In my many years of teaching private piano lessons, I always prided myself on treating each and every piano student as an individual, with their own unique strengths and weaknesses. In fact, offering individualized instruction was the core value I wanted people to take away about my studio: I won’t put your child in a box. I won’t expect them to learn the same way as every other child. I won’t assign them the same pieces in the same order as all my other students. I want your child to love music and will make sure there are no arbitrary obstacles in their path.

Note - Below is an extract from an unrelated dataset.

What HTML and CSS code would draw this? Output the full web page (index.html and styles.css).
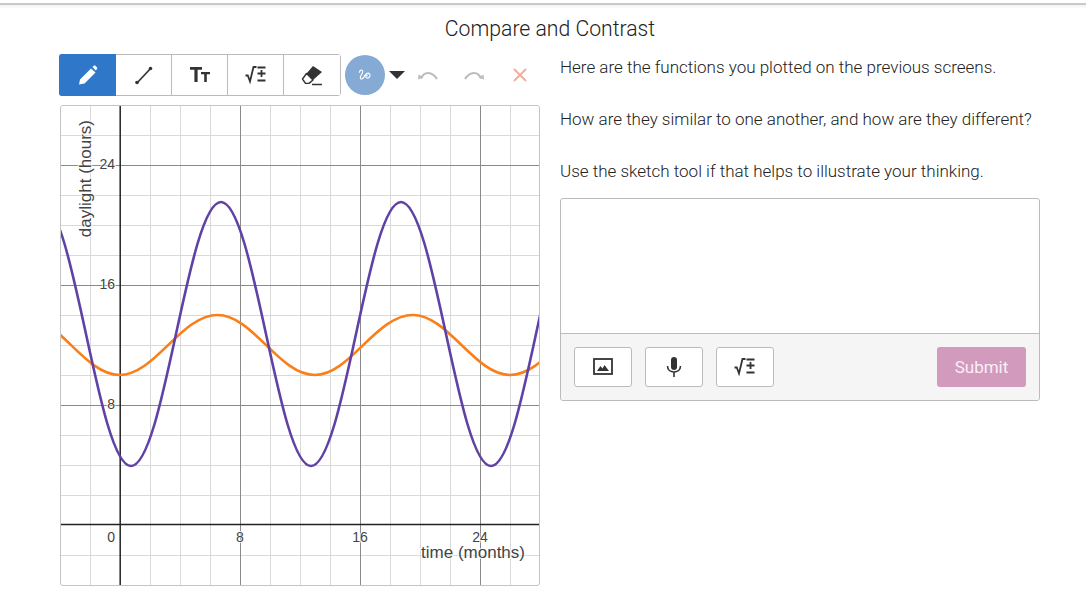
FILE: index.html
```html
<!DOCTYPE html>
<html lang="en">

<head>
    <meta charset="UTF-8">
    <title>Compare and Contrast</title>
    <link rel="stylesheet" href="styles.css">
</head>

<body>
    <div class="top-line"></div>
    <h1 class="title">Compare and Contrast</h1>

    <div class="screen">
        <div class="sketch">
            <div class="tools">
                <div class="tool-group">
                    <button class="tool active">
                        <svg width="24" height="24" viewBox="0 0 24 24"><path d="M3 21.500l1-5L15 5.500l4.500 4L8.500 20.500zM16.500 4l1.300-1.200c.6-.4 1.300-.4 1.800.1l1.300 1.300c.5.5.5 1.200.1 1.800L19.800 7.500z" fill="#fff"/></svg>
                    </button>
                    <button class="tool">
                        <svg width="24" height="24" viewBox="0 0 24 24"><path d="M5 20L19 5" stroke="#333" stroke-width="1.700"/><circle cx="5" cy="19.500" r="1.800" fill="#333"/><circle cx="18.500" cy="5.500" r="1.800" fill="#333"/></svg>
                    </button>
                    <button class="tool">
                        <svg width="24" height="24" viewBox="0 0 24 24"><path d="M2 4h12v2.800H9.600V19H6.400V6.800H2zM13 9h9v2.200h-3.200V19h-2.600v-7.800H13z" fill="#333"/></svg>
                    </button>
                    <button class="tool">
                        <svg width="24" height="24" viewBox="0 0 24 24"><path d="M1.500 12.500h2.300l2.200 6L9.500 4h3" fill="none" stroke="#333" stroke-width="1.800"/><path d="M13.500 4.500h8M17.500 7v7M13.500 10.500h8M13.500 17.500h8" stroke="#333" stroke-width="1.800"/></svg>
                    </button>
                    <button class="tool">
                        <svg width="24" height="24" viewBox="0 0 24 24"><path d="M13 3l9 6-9 8-6.500-6.500z" fill="#333"/><path d="M6.500 10.500L13 17l-4 3.400H5.500L2.500 16z" fill="#fff" stroke="#333" stroke-width="1.400" stroke-linejoin="round"/><path d="M12 21.500h10" stroke="#333" stroke-width="1.500"/></svg>
                    </button>
                </div>
                <div class="stroke-circle">
                    <svg width="18" height="18" viewBox="0 0 16 16"><path d="M3 6c0-3 3-3 3-1 0 2-3 4-2 6 .8 1.400 2.500 0 3.500-2 1-2 3-3.500 4.500-2 1.500 1.500-.5 4.500-2.500 3.500-1.500-.8-.5-2.500 1-2.500" fill="none" stroke="#fff" stroke-width="1"/></svg>
                </div>
                <div class="caret"></div>
                <svg class="action undo" width="20" height="9" viewBox="0 0 20 9"><path d="M3 7.500C6 0 14 0 19 8" fill="none" stroke="#bbb" stroke-width="2"/><path d="M0 8.500l.5-5 5 3z" fill="#bbb"/></svg>
                <svg class="action redo" width="20" height="9" viewBox="0 0 20 9"><path d="M1 8C6 0 14 0 17 7.500" fill="none" stroke="#bbb" stroke-width="2"/><path d="M20 8.500l-.5-5-5 3z" fill="#bbb"/></svg>
                <svg class="action clear" width="14" height="14" viewBox="0 0 14 14"><path d="M1 1l12 12M13 1L1 13" stroke="#f2ab9b" stroke-width="1.800"/></svg>
            </div>

            <div class="graph">
                <svg width="480" height="480" viewBox="0 0 480 480">
                    <path class="minor" d="M30.500 0V480M90.500 0V480M120.500 0V480M150.500 0V480M210.500 0V480M240.500 0V480M270.500 0V480M330.500 0V480M360.500 0V480M390.500 0V480M450.500 0V480M0 .5H480M0 30.500H480M0 90.500H480M0 120.500H480M0 150.500H480M0 210.500H480M0 240.500H480M0 270.500H480M0 330.500H480M0 360.500H480M0 390.500H480M0 450.500H480"/>
                    <path class="major" d="M180.500 0V480M300.500 0V480M420.500 0V480M0 60.500H480M0 180.500H480M0 300.500H480"/>
                    <path class="axis" d="M60.200 0V480M0 419.500H480"/>
                    <text class="tick" x="55" y="64" text-anchor="end">24</text>
                    <text class="tick" x="55" y="184" text-anchor="end">16</text>
                    <text class="tick" x="55" y="304" text-anchor="end">8</text>
                    <text class="tick" x="55" y="437" text-anchor="end">0</text>
                    <text class="tick" x="180" y="437" text-anchor="middle">8</text>
                    <text class="tick" x="300" y="437" text-anchor="middle">16</text>
                    <text class="tick" x="420" y="437" text-anchor="middle">24</text>
                    <text class="axis-label" x="465" y="453" text-anchor="end">time (months)</text>
                    <text class="axis-label" transform="translate(31 15) rotate(-90)" text-anchor="end">daylight (hours)</text>
                    <path class="curve orange" d="M-38 210C-2 210 24 270 59.500 270C95 270 121 210 157.500 210C193 210 219 270 255 270C290 270 316 210 353 210C388 210 415 270 450 270C486 270 512 210 548 210"/>
                    <path class="curve purple" d="M-19 97C14 97 38 361 71 361C104 361 128 97 161 97C194 97 218 361 251 361C284 361 308 97 341 97C374 97 398 361 431 361C464 361 488 97 521 97"/>
                </svg>
            </div>
        </div>

        <div class="response">
            <p>Here are the functions you plotted on the previous screens.</p>
            <p>How are they similar to one another, and how are they different?</p>
            <p>Use the sketch tool if that helps to illustrate your thinking.</p>

            <div class="answer">
                <div class="answer-text"></div>
                <div class="answer-footer">
                    <button class="attach">
                        <svg width="20" height="20" viewBox="0 0 20 20"><rect x="1" y="2" width="18" height="15" fill="none" stroke="#333" stroke-width="1.800"/><path d="M4 14l3.500-5 2 2.500 2-3.500 4.500 6z" fill="#333"/></svg>
                    </button>
                    <button class="attach">
                        <svg width="20" height="22" viewBox="0 0 20 22"><rect x="7" y="1" width="6" height="13" rx="3" fill="#333"/><path d="M3.500 10c0 4 3 6 6.500 6s6.500-2 6.500-6M10 16v5" fill="none" stroke="#333" stroke-width="1.600"/></svg>
                    </button>
                    <button class="attach">
                        <svg width="24" height="24" viewBox="0 0 24 24"><path d="M1.500 12.500h2.300l2.200 6L9.500 4h3" fill="none" stroke="#333" stroke-width="1.800"/><path d="M13.500 4.500h8M17.500 7v7M13.500 10.500h8M13.500 17.500h8" stroke="#333" stroke-width="1.800"/></svg>
                    </button>
                    <button class="submit">Submit</button>
                </div>
            </div>
        </div>
    </div>
</body>

</html>
```
FILE: styles.css
```css
* {
    margin: 0;
    padding: 0;
    box-sizing: border-box;
}

body {
    font-family: 'Roboto', sans-serif;
    font-weight: 300;
    color: #222;
    background: #fff;
    height: 589px;
    overflow: hidden;
}

button {
    font-family: inherit;
    background: #fff;
    display: flex;
    align-items: center;
    justify-content: center;
}

.top-line {
    height: 6px;
    margin-top: 3px;
    background: linear-gradient(#c9c9c9 0, #c9c9c9 2px, #f2f2f2 2px, #fff 100%);
}

.title {
    font-size: 21.200px;
    font-weight: 300;
    line-height: 24px;
    text-align: center;
    width: 1100px;
    margin-top: 8px;
}

.screen {
    display: flex;
    gap: 20px;
    padding-left: 59px;
    margin-top: 13px;
}

.tools {
    display: flex;
    align-items: center;
    height: 42px;
    width: 481px;
}

.tool-group {
    display: flex;
    height: 42px;
    border: 1px solid #bbb;
    border-radius: 3px;
}

.tool {
    width: 56px;
    height: 40px;
    border: 0;
    border-right: 1px solid #bbb;
}

.tool:last-child {
    border-right: 0;
}

.tool.active {
    width: 57px;
    height: 42px;
    margin: -1px 0 -1px -1px;
    background: #2f77c8;
    border-right: 0;
    border-radius: 3px 0 0 3px;
}

.stroke-circle {
    width: 40px;
    height: 40px;
    margin-left: 4px;
    border-radius: 50%;
    background: #85aad4;
    display: flex;
    align-items: center;
    justify-content: center;
}

.caret {
    width: 0;
    height: 0;
    margin-left: 4px;
    border-left: 8px solid transparent;
    border-right: 8px solid transparent;
    border-top: 8px solid #333;
}

.undo {
    margin-left: 13px;
}

.redo {
    margin-left: 26px;
}

.clear {
    margin-left: 29px;
}

.graph {
    width: 480px;
    height: 481px;
    margin-top: 9px;
    margin-left: 1px;
    border: 1px solid #c4c4c4;
    border-radius: 3px;
    overflow: hidden;
}

.graph svg {
    display: block;
    margin-left: -1px;
    margin-top: -1px;
}

.minor,
.major,
.axis,
.curve {
    fill: none;
}

.minor {
    stroke: #d9d9d9;
}

.major {
    stroke: #8a8a8a;
}

.axis {
    stroke: #222;
    stroke-width: 1.500;
}

.curve {
    stroke-width: 2.600;
}

.orange {
    stroke: #fa7e19;
}

.purple {
    stroke: #6042a6;
}

.tick,
.axis-label {
    font-family: 'Liberation Sans', sans-serif;
    font-weight: 400;
    fill: #444;
    stroke: rgba(255, 255, 255, 0.8);
    stroke-width: 2px;
    paint-order: stroke;
}

.tick {
    font-size: 14px;
}

.axis-label {
    font-size: 17px;
}

.response {
    width: 480px;
    padding-top: 2px;
    font-size: 17px;
    line-height: 22px;
}

.response p {
    margin-bottom: 30px;
}

.answer {
    margin-top: -14px;
    border: 1px solid #bbb;
    border-radius: 3px;
    height: 203px;
    display: flex;
    flex-direction: column;
}

.answer-text {
    height: 135px;
    border-bottom: 1px solid #bbb;
}

.answer-footer {
    flex: 1;
    display: flex;
    gap: 13px;
    padding: 13px;
    background: #f5f5f5;
    border-radius: 0 0 3px 3px;
}

.attach {
    width: 58px;
    height: 40px;
    border: 1px solid #bbb;
    border-radius: 3px;
}

.submit {
    width: 89px;
    height: 40px;
    margin-left: auto;
    border: 0;
    border-radius: 3px;
    background: #d29bbd;
    color: #fbeef6;
    font-size: 17px;
    font-weight: 400;
}
```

I taught with this individualized instruction mindset for about 10 years (and loved it). I actively learned about my students' worlds and carefully observed the ways each seemed to learn best. And then I adjusted my teaching accordingly, guiding each student along a customized path I made just for them.
Then, in the summer of 2018, I met Marilyn White Lowe, author of the audiation based piano method, Music Moves for Piano. It was a pleasure to hear her speak about teaching in small groups, and her flexible, open door policy, where students were welcome to stay late and make music with other students during the next scheduled lesson. She explained the benefits of children learning in groups: how the older and more experienced students naturally became leaders and the younger and less experienced students were inspired, challenged, and supported.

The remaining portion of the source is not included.